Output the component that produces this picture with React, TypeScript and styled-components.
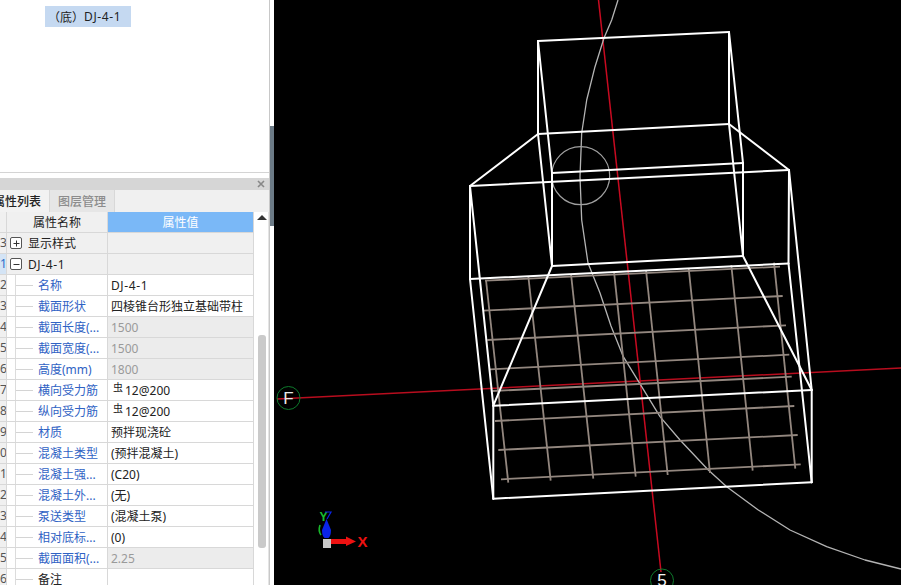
import styled, { createGlobalStyle } from "styled-components";

const GlobalStyle = createGlobalStyle`
  html, body {
    margin: 0;
    height: 100%;
    overflow: hidden;
    background: #000;
  }
  body {
    font-family: "Noto Sans", "Noto Sans CJK SC", sans-serif;
    font-size: 12px;
    color: #222;
  }
`;

const Page = styled.div`
  display: flex;
  width: 901px;
  height: 585px;
  overflow: hidden;
`;

const SidePanel = styled.div`
  display: flex;
  flex-direction: column;
  width: 269px;
  height: 585px;
  background: #fff;
  flex: none;
`;

const TreeArea = styled.div`
  height: 173px;
  padding: 6px 0 0 45px;
  box-sizing: border-box;
  border-bottom: 1px solid #d4d4d4;
  flex: none;
`;

const TreeChip = styled.div`
  display: inline-flex;
  align-items: center;
  height: 21px;
  width: 86px;
  box-sizing: border-box;
  background: #c5d9f1;
  padding-left: 3px;
  white-space: nowrap;
`;

const Latin = styled.span`
  letter-spacing: 0.6px;
`;

const PanelGap = styled.div`
  height: 5px;
  flex: none;
`;

const TitleBar = styled.div`
  display: flex;
  justify-content: flex-end;
  align-items: center;
  height: 12px;
  padding-right: 4px;
  background: #d6d6d6;
  flex: none;
`;

const CloseIcon = styled.svg`
  width: 8px;
  height: 8px;
`;

const TabStrip = styled.div`
  display: flex;
  height: 22px;
  background: #f0f0f0;
  flex: none;
  overflow: hidden;
`;

const Tab = styled.div<{ $active?: boolean }>`
  display: flex;
  align-items: center;
  justify-content: flex-end;
  width: ${(p) => (p.$active ? "50px" : "65px")};
  padding-right: 8px;
  box-sizing: border-box;
  font-weight: 500;
  white-space: nowrap;
  flex: none;
  color: ${(p) => (p.$active ? "#222" : "#8c8c8c")};
  background: ${(p) => (p.$active ? "#f2f2f2" : "#e6e6e6")};
  border-right: 1px solid #d8d8d8;
`;

const TableWrap = styled.div`
  display: flex;
  flex: 1;
  min-height: 0;
  background: #fff;
`;

const Table = styled.div`
  width: 254px;
  flex: none;
  overflow: hidden;
  border-right: 1px solid #d8d8d8;
  box-sizing: border-box;
`;

const Row = styled.div`
  display: flex;
  height: 21px;
  box-sizing: border-box;
  border-bottom: 1px solid #d8d8d8;
`;

const NumCell = styled.div<{ $selected?: boolean }>`
  position: relative;
  width: 7px;
  flex: none;
  overflow: hidden;
  box-sizing: border-box;
  text-align: right;
  line-height: 20px;
  padding-right: 1px;
  color: ${(p) => (p.$selected ? "#2a6fc9" : "#555")};
  background: ${(p) => (p.$selected ? "#d4e4f5" : "#f0f0f0")};
  border-right: 1px solid #d8d8d8;
`;

const NameCell = styled.div<{ $group?: boolean; $header?: boolean }>`
  position: relative;
  display: flex;
  align-items: center;
  width: 101px;
  flex: none;
  box-sizing: border-box;
  white-space: nowrap;
  overflow: hidden;
  border-right: 1px solid #d8d8d8;
  justify-content: ${(p) => (p.$header ? "center" : "flex-start")};
  padding-left: ${(p) => (p.$header ? "0" : p.$group ? "21px" : "31px")};
  background: ${(p) => (p.$group || p.$header ? "#f0f0f0" : "#fff")};
`;

const NameLabel = styled.span<{ $plain?: boolean }>`
  color: ${(p) => (p.$plain ? "#222" : "#2f62c4")};
`;

const TreeStem = styled.span`
  position: absolute;
  left: 8px;
  top: 0;
  bottom: 0;
  width: 17px;
  border-left: 1px solid #dcdcdc;

  &::after {
    content: "";
    position: absolute;
    left: 0;
    right: 0;
    top: 10px;
    border-top: 1px solid #d4d4d4;
  }
`;

const ToggleBox = styled.span`
  position: absolute;
  left: 3px;
  top: 4px;
  width: 12px;
  height: 12px;
  box-sizing: border-box;
  border: 1px solid #555;
  border-radius: 2px;
  background: #fff;
  display: flex;
  align-items: center;
  justify-content: center;
`;

const ToggleMark = styled.svg`
  width: 7px;
  height: 7px;
`;

const ValueCell = styled.div<{ $tone?: "group" | "readonly" | "header" }>`
  display: flex;
  align-items: center;
  flex: 1;
  min-width: 0;
  padding-left: ${(p) => (p.$tone === "header" ? "0" : "3px")};
  white-space: nowrap;
  overflow: hidden;
  color: ${(p) => (p.$tone === "readonly" ? "#9a9a9a" : p.$tone === "header" ? "#fff" : "#222")};
  justify-content: ${(p) => (p.$tone === "header" ? "center" : "flex-start")};
  background: ${(p) =>
    p.$tone === "header"
      ? "#7ab8f7"
      : p.$tone === "group"
        ? "#f0f0f0"
        : p.$tone === "readonly"
          ? "#ececec"
          : "#fff"};
`;

const RebarMark = styled.span`
  font-size: 10px;
  line-height: 1;
  position: relative;
  top: -3px;
  margin: 0 2px 0 2px;
`;

const ScrollTrack = styled.div`
  position: relative;
  flex: 1;
  background: #fff;
  border-right: 1px solid #e4e4e4;
`;

const ScrollArrow = styled.span`
  position: absolute;
  left: 3px;
  top: 3px;
  width: 0;
  height: 0;
  border-left: 5px solid transparent;
  border-right: 5px solid transparent;
  border-bottom: 5px solid #333;
`;

const ScrollThumb = styled.span`
  position: absolute;
  left: 4px;
  top: 123px;
  width: 8px;
  height: 213px;
  border-radius: 3px;
  background: #cacaca;
`;

const Splitter = styled.div`
  width: 5px;
  flex: none;
  height: 585px;
  padding-top: 126px;
  box-sizing: border-box;
  background: #fff;
  border-left: 1px solid #c8c8c8;
`;

const SplitterHandle = styled.div`
  height: 100px;
  background: #6b7a86;
`;

const Viewport = styled.div`
  flex: 1;
  background: #000;
  overflow: hidden;
`;

const Scene = styled.svg`
  display: block;
  width: 100%;
  height: 100%;
`;

type Prop = {
  num: string;
  name: string;
  value?: string;
  tone?: "readonly";
  rebar?: boolean;
  plain?: boolean;
  latin?: boolean;
};

const PROPS: Prop[] = [
  { num: "2", name: "名称", value: "DJ-4-1", latin: true },
  { num: "3", name: "截面形状", value: "四棱锥台形独立基础带柱" },
  { num: "4", name: "截面长度(...", value: "1500", tone: "readonly" },
  { num: "5", name: "截面宽度(...", value: "1500", tone: "readonly" },
  { num: "6", name: "高度(mm)", value: "1800", tone: "readonly" },
  { num: "7", name: "横向受力筋", value: "12@200", rebar: true },
  { num: "8", name: "纵向受力筋", value: "12@200", rebar: true },
  { num: "9", name: "材质", value: "预拌现浇砼" },
  { num: "0", name: "混凝土类型", value: "(预拌混凝土)" },
  { num: "1", name: "混凝土强...", value: "(C20)" },
  { num: "2", name: "混凝土外...", value: "(无)" },
  { num: "3", name: "泵送类型", value: "(混凝土泵)" },
  { num: "4", name: "相对底标...", value: "(0)" },
  { num: "5", name: "截面面积(...", value: "2.25", tone: "readonly" },
  { num: "6", name: "备注", plain: true },
];

// page coordinates, the svg viewBox starts at the left edge of the viewport
const WHITE_LINES = [
  [538, 41, 729, 32],
  [538, 134, 729, 124],
  [538, 41, 538, 134],
  [729, 32, 729, 124],
  [552, 173, 743, 163],
  [470, 186, 789, 170],
  [538, 134, 470, 186],
  [729, 124, 789, 170],
  [552, 266, 743, 256],
  [538, 134, 552, 266],
  [729, 124, 743, 256],
  [470, 279, 788.5, 263.5],
  [470, 186, 470, 279],
  [789, 170, 788.5, 263.5],
  [493.3, 405.7, 811.7, 390],
  [493.3, 498.7, 811.7, 482.3],
  [493.3, 405.7, 493.3, 498.7],
  [811.7, 390, 811.7, 482.3],
  [470, 186, 493.3, 405.7],
  [470, 279, 493.3, 498.7],
  [789, 170, 811.7, 390],
  [788.5, 263.5, 811.7, 482.3],
  [552, 266, 493.3, 405.7],
  [743, 256, 811.7, 390],
];

const COLUMN_EDGES = ["M538 41L552 173L552 266", "M729 32L743 163L743 256"];

const REBAR_LINES = [
  [485, 280.7, 780, 266.7],
  [483.3, 310.7, 782.7, 296],
  [487.3, 340, 786, 325.3],
  [490, 369.3, 789.3, 354.7],
  [492.3, 391, 791.7, 376.7],
  [495, 421, 794.3, 406],
  [498.3, 450, 797.7, 435],
  [501, 479.3, 800.7, 464.3],
  [486, 280, 508.3, 482.7],
  [528.3, 276, 550.7, 480.7],
  [571, 274, 593.3, 478.7],
  [614, 271.7, 635.7, 476.7],
  [646, 270, 667.7, 475],
  [688.7, 268.3, 710, 473],
  [731.3, 265, 752.7, 470.7],
  [774, 262.7, 795.3, 468.7],
];

const ARC_POINTS =
  "618,0 611.7,20 604,38 595,66.7 586.7,100 581.7,133 580,176.7 581.7,220 588,263 600,293 611,326 623.3,356.7 641.7,386.7 660,416.7 680,440 708.3,470 726.7,486.7 758.3,510 790,530 826.7,546.7 865,560 901,569";

function ModelScene() {
  return (
    <Scene viewBox="274 0 627 585" preserveAspectRatio="xMinYMin slice">
      <line x1="598.5" y1="0" x2="661" y2="572" stroke="#c80a20" strokeWidth="1.5" />
      <line x1="277" y1="399" x2="901" y2="368" stroke="#b80d1e" strokeWidth="1.5" />

      <polyline
        points={ARC_POINTS}
        fill="none"
        stroke="#b4b4b4"
        strokeWidth="1.3"
        strokeLinejoin="round"
      />
      <circle cx="580.7" cy="175.7" r="29" fill="none" stroke="#a0a0a0" strokeWidth="1.2" />

      {REBAR_LINES.map(([x1, y1, x2, y2], i) => (
        <line key={i} x1={x1} y1={y1} x2={x2} y2={y2} stroke="#93877f" strokeWidth="1.8" />
      ))}

      <g stroke="#fff" strokeWidth="2" fill="none" strokeLinecap="round">
        {WHITE_LINES.map(([x1, y1, x2, y2], i) => (
          <line key={i} x1={x1} y1={y1} x2={x2} y2={y2} />
        ))}
        {COLUMN_EDGES.map((d) => (
          <path key={d} d={d} />
        ))}
      </g>

      <circle cx="288.5" cy="398" r="11.5" fill="none" stroke="#0e7a2c" strokeWidth="1" />
      <text x="288.5" y="404" fill="#e8e8e8" fontSize="17" textAnchor="middle" fontFamily="Liberation Sans, sans-serif">
        F
      </text>
      <circle cx="662" cy="580.5" r="11.5" fill="none" stroke="#0e7a2c" strokeWidth="1" />
      <text x="662" y="586" fill="#f4f4f4" fontSize="17" textAnchor="middle" fontFamily="Liberation Sans, sans-serif">
        5
      </text>

      {/* axis triad */}
      <path d="M320 525Q318 531 321 535" fill="none" stroke="#18b52a" strokeWidth="1.6" />
      <path d="M326.5 519L331 530Q331 536 328.5 538L324.5 538Q322 536 322 530Z" fill="#0a24e8" />
      <rect x="323" y="539" width="8" height="9" fill="#c8c8c8" />
      <path d="M331 539H346V536.5L356 541.5L346 546V544H331Z" fill="#ee1111" />
      <text x="357.5" y="547" fill="#ee1111" fontSize="15" fontWeight="700" fontFamily="Liberation Sans, sans-serif">
        X
      </text>
      <text x="319.5" y="520.5" fill="#18c030" fontSize="12" fontWeight="700" fontFamily="Liberation Sans, sans-serif">
        Y
      </text>
      <path d="M325 512H331L327 519" fill="none" stroke="#0a24e8" strokeWidth="1.2" />
    </Scene>
  );
}

export default function App() {
  return (
    <Page>
      <GlobalStyle />
      <SidePanel>
        <TreeArea>
          <TreeChip>
            （底）<Latin>DJ-4-1</Latin>
          </TreeChip>
        </TreeArea>
        <PanelGap />
        <TitleBar>
          <CloseIcon viewBox="0 0 8 8">
            <path d="M1 1L7 7M7 1L1 7" stroke="#888" strokeWidth="1.6" />
          </CloseIcon>
        </TitleBar>
        <TabStrip>
          <Tab $active>属性列表</Tab>
          <Tab>图层管理</Tab>
        </TabStrip>
        <TableWrap>
          <Table>
            <Row>
              <NumCell />
              <NameCell $header>属性名称</NameCell>
              <ValueCell $tone="header">属性值</ValueCell>
            </Row>
            <Row>
              <NumCell>3</NumCell>
              <NameCell $group>
                <ToggleBox>
                  <ToggleMark viewBox="0 0 7 7">
                    <path d="M0.5 3.5H6.5M3.5 0.5V6.5" stroke="#333" strokeWidth="1" />
                  </ToggleMark>
                </ToggleBox>
                <NameLabel $plain>显示样式</NameLabel>
              </NameCell>
              <ValueCell $tone="group" />
            </Row>
            <Row>
              <NumCell $selected>1</NumCell>
              <NameCell $group>
                <ToggleBox>
                  <ToggleMark viewBox="0 0 7 7">
                    <path d="M0.5 3.5H6.5" stroke="#333" strokeWidth="1" />
                  </ToggleMark>
                </ToggleBox>
                <NameLabel $plain>
                  <Latin>DJ-4-1</Latin>
                </NameLabel>
              </NameCell>
              <ValueCell $tone="group" />
            </Row>
            {PROPS.map((p, i) => (
              <Row key={i}>
                <NumCell>{p.num}</NumCell>
                <NameCell>
                  <TreeStem />
                  <NameLabel $plain={p.plain}>{p.name}</NameLabel>
                </NameCell>
                <ValueCell $tone={p.tone}>
                  {p.rebar && <RebarMark>虫</RebarMark>}
                  {p.latin ? <Latin>{p.value}</Latin> : p.value}
                </ValueCell>
              </Row>
            ))}
          </Table>
          <ScrollTrack>
            <ScrollArrow />
            <ScrollThumb />
          </ScrollTrack>
        </TableWrap>
      </SidePanel>
      <Splitter>
        <SplitterHandle />
      </Splitter>
      <Viewport>
        <ModelScene />
      </Viewport>
    </Page>
  );
}
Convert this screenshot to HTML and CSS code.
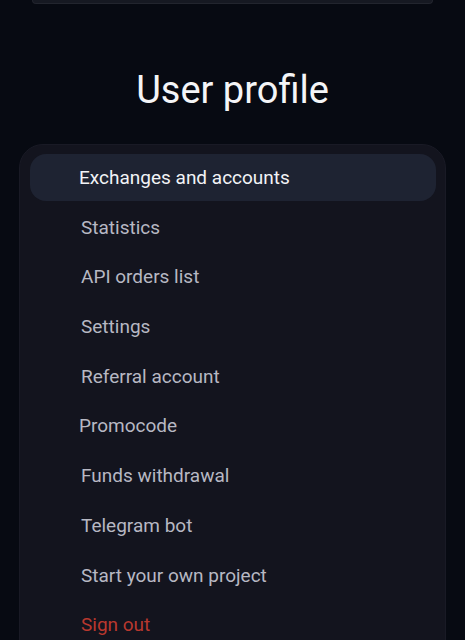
FILE: index.html
```html
<!DOCTYPE html>
<html>
<head>
<meta charset="utf-8">
<link rel="stylesheet" href="styles.css">
</head>
<body>
<div class="topbar"></div>
<h1 class="title">User profile</h1>
<nav class="card">
  <a class="item active shift">Exchanges and accounts</a>
  <a class="item">Statistics</a>
  <a class="item">API orders list</a>
  <a class="item">Settings</a>
  <a class="item">Referral account</a>
  <a class="item shift">Promocode</a>
  <a class="item">Funds withdrawal</a>
  <a class="item">Telegram bot</a>
  <a class="item">Start your own project</a>
  <a class="item danger">Sign out</a>
</nav>
</body>
</html>
```
FILE: styles.css
```css
html, body {
  margin: 0;
  padding: 0;
  background: #070a12;
  font-family: Roboto, "Noto Sans", sans-serif;
  overflow: hidden;
  height: 640px;
}
.topbar {
  margin: 0 32px;
  height: 3px;
  background: #161922;
  border: 1px solid #22252e;
  border-top: none;
  border-radius: 0 0 8px 8px;
}
.title {
  margin: 0;
  padding-top: 62px;
  height: 78px;
  text-align: center;
  font-size: 38px;
  font-weight: 400;
  color: #f4f5f7;
  line-height: 48px;
}
.card {
  margin: 0 19px;
  padding: 9px 9px 20px 10px;
  background: #13141e;
  border: 1px solid #191a25;
  border-radius: 24px;
  display: flex;
  flex-direction: column;
  gap: 2.7px;
}
.item {
  height: 47px;
  display: flex;
  align-items: center;
  padding-left: 51px;
  font-size: 19px;
  color: #b7b8c3;
  border-radius: 16px;
}
.item.shift {
  padding-left: 49px;
}
.item.active {
  background: #1e2332;
  color: #f2f3f6;
}
.item.danger {
  color: #b9382e;
}
```
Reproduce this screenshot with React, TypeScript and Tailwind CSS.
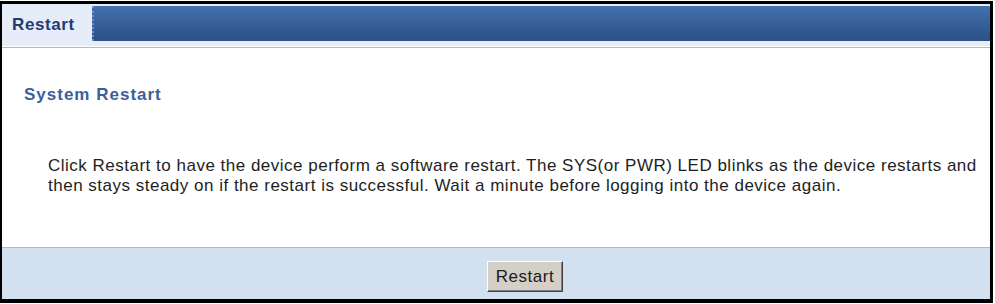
import React from 'react';

const font = { fontFamily: '"Liberation Sans", Arial, sans-serif' };

const App = () => {
  return (
    <div className="w-[995px] h-[304px] bg-white pt-px" style={font}>
      <div className="w-[993px] h-[302px] border-l-2 border-t-[3px] border-r-[3px] border-b-[4px] border-black flex flex-col">
        {/* tab header */}
        <div className="h-[44px] bg-[#e6edf8] flex flex-col border-b border-[#a6bbdc]">
          <div className="flex h-[37px]">
            <div className="w-[90px] pl-[10px] pt-[8px] text-[17px] font-bold tracking-[0.6px] text-[#1f3b78]">
              Restart
            </div>
            <div className="flex-1 mt-[2px] bg-gradient-to-b from-[#4372ad] to-[#2c4f86] border-l-2 border-dotted border-[#6f8fbd]" />
          </div>
          <div className="flex-1 border-b border-white" />
        </div>

        {/* content */}
        <div className="flex-1 bg-white">
          <div className="pl-[22px] pt-[34px] text-[17px] font-bold tracking-[1px] text-[#3d5e9b]">
            System Restart
          </div>
          <p className="pl-[46px] pt-[48px] text-[17px] leading-[20px] tracking-[0.5px] text-[#1e1e1e]">
            Click Restart to have the device perform a software restart. The SYS(or PWR) LED blinks as the device restarts and then stays steady on if the restart is successful. Wait a minute before logging into the device again.
          </p>
        </div>

        {/* footer */}
        <div className="h-[52px] bg-[#d3e0ef] border-t border-[#a8bad7] flex items-start justify-center pt-[13px] pl-[58px]">
          <button className="h-[31px] px-[8px] bg-[#d4d0c8] border border-t-white border-l-white border-r-[#404040] border-b-[#404040] shadow-[inset_-1px_-1px_0_#808080] text-[17px] tracking-[0.5px] text-[#1a1a1a]">
            Restart
          </button>
        </div>
      </div>
    </div>
  );
};

export default App;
§ §
= Prompt =
Show all lines from the listing above in which "this" appears.

= Written reply =
Output the component that produces this picture with React, TypeScript and styled-components.
Convert this screenshot to HTML and CSS code.
Reproduce this screenshot with React, TypeScript and Tailwind CSS.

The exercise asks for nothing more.